- TO BE DONE
In the listing below, locate the lines that hold the string "screenshot". Copy those lines.

- RECORDS SUPPLIED
--

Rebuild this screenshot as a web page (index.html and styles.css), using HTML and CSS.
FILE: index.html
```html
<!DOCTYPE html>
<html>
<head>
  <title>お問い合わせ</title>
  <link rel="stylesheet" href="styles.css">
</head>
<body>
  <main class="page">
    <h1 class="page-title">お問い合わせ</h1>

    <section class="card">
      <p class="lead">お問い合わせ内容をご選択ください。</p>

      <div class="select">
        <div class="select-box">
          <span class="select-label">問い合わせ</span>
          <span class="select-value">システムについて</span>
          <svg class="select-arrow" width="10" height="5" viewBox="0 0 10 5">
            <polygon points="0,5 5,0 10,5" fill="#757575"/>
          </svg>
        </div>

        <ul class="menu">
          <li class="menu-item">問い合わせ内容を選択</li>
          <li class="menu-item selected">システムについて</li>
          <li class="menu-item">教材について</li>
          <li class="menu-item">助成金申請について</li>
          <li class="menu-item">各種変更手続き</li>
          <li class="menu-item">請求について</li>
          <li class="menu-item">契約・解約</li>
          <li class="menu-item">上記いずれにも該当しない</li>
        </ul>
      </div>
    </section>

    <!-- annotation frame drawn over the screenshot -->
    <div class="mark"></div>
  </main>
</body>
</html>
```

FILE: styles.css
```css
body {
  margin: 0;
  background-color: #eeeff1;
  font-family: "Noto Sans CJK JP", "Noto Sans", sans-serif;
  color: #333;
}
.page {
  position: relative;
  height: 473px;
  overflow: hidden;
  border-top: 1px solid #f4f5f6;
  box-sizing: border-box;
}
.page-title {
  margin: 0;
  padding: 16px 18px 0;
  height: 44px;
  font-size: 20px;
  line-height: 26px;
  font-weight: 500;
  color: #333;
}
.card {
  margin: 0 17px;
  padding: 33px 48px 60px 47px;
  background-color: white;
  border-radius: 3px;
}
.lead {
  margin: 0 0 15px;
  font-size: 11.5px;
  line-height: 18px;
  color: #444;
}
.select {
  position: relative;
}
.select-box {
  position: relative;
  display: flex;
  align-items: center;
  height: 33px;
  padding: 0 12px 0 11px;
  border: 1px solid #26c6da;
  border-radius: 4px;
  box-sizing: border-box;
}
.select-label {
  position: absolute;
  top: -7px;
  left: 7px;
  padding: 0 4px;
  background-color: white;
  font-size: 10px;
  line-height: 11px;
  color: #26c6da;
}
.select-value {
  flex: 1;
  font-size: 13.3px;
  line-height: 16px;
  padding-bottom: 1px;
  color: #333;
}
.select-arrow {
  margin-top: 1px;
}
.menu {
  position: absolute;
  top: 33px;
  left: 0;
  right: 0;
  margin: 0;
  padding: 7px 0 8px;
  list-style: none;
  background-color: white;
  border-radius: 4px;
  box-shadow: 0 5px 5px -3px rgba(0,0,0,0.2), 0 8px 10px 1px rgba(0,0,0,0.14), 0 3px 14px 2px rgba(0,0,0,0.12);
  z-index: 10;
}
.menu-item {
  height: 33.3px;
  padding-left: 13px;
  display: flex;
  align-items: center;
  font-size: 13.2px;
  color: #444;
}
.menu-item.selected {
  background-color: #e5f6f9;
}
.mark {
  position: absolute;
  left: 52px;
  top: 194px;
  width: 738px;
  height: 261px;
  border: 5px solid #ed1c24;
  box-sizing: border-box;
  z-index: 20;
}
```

--

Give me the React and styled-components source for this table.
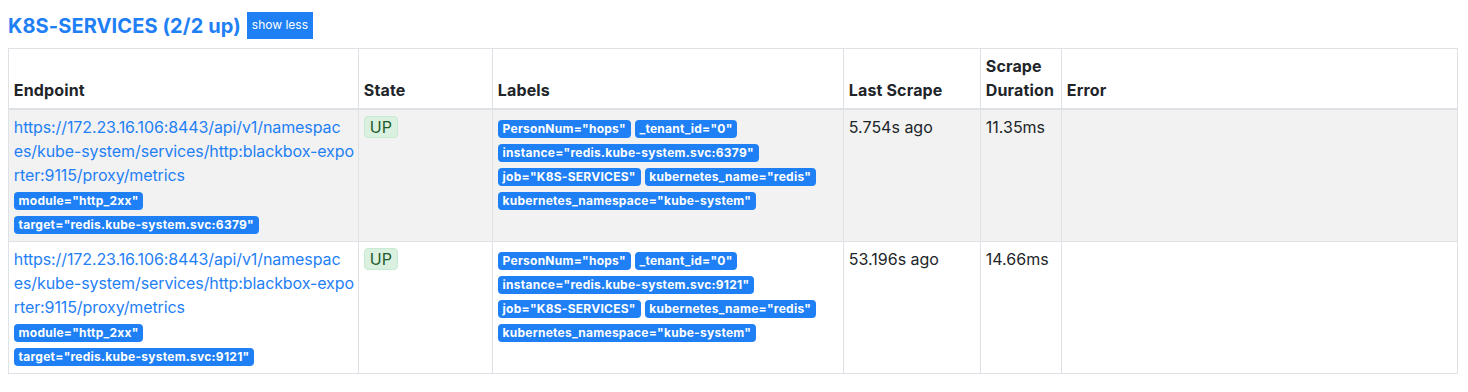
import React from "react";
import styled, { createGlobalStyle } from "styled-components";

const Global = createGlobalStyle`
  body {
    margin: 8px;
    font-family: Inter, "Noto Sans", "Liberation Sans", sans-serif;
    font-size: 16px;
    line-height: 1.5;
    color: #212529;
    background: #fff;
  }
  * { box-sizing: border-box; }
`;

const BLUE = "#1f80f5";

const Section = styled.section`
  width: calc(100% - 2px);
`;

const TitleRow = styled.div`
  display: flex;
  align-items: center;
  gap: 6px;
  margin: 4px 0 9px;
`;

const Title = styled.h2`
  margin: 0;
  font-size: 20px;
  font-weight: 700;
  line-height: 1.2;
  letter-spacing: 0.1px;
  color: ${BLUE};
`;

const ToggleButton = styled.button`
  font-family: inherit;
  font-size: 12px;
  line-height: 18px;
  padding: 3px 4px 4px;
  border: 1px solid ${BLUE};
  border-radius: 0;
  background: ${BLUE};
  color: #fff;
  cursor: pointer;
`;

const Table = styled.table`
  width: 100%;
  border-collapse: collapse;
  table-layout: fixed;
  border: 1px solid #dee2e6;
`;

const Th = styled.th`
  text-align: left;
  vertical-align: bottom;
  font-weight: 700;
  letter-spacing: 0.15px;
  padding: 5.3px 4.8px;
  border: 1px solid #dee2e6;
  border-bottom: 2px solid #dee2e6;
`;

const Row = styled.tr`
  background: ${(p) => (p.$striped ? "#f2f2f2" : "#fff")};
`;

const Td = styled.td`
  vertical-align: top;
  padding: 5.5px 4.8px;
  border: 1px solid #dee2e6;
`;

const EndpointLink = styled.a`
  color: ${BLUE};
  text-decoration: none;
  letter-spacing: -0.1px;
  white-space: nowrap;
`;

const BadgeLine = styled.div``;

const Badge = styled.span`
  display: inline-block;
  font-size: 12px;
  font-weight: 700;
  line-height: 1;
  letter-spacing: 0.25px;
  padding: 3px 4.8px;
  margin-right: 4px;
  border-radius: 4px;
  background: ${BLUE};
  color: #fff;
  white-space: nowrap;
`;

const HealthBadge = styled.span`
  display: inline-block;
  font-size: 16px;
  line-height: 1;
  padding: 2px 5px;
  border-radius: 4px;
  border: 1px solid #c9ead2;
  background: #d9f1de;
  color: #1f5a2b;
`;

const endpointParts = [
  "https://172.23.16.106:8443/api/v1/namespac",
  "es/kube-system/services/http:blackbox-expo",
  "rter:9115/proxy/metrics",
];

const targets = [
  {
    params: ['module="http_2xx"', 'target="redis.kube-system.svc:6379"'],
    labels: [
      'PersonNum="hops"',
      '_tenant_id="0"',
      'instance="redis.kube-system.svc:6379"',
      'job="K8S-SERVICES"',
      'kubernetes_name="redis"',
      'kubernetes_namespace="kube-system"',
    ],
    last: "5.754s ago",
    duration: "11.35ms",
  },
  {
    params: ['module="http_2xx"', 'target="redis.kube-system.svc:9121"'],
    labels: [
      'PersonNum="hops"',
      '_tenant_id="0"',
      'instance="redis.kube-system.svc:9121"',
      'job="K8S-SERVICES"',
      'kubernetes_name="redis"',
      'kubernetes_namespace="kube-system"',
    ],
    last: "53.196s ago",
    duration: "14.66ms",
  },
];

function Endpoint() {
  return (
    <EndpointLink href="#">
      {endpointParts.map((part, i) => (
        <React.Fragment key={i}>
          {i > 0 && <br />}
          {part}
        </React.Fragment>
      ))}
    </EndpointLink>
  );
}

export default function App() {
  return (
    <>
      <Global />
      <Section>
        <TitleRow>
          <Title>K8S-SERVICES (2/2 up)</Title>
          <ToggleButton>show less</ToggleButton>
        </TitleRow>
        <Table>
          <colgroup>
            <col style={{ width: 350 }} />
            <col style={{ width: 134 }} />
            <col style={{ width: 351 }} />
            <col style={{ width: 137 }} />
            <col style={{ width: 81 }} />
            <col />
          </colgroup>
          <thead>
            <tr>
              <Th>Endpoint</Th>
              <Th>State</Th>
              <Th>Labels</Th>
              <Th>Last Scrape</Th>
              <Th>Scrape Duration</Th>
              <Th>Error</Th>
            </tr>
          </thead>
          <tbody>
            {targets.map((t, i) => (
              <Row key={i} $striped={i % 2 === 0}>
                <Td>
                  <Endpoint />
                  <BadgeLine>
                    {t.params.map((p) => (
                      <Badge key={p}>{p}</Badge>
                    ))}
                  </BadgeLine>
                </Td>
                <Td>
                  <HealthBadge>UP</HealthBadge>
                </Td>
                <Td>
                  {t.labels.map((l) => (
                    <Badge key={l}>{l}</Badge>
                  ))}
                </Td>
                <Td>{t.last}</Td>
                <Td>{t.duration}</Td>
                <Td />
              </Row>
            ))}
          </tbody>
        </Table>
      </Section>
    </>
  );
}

--

- OUTPUT FOR THIS TASK
Rebuild this screenshot as a web page (index.html and styles.css), using HTML and CSS.
    <!-- annotation frame drawn over the screenshot -->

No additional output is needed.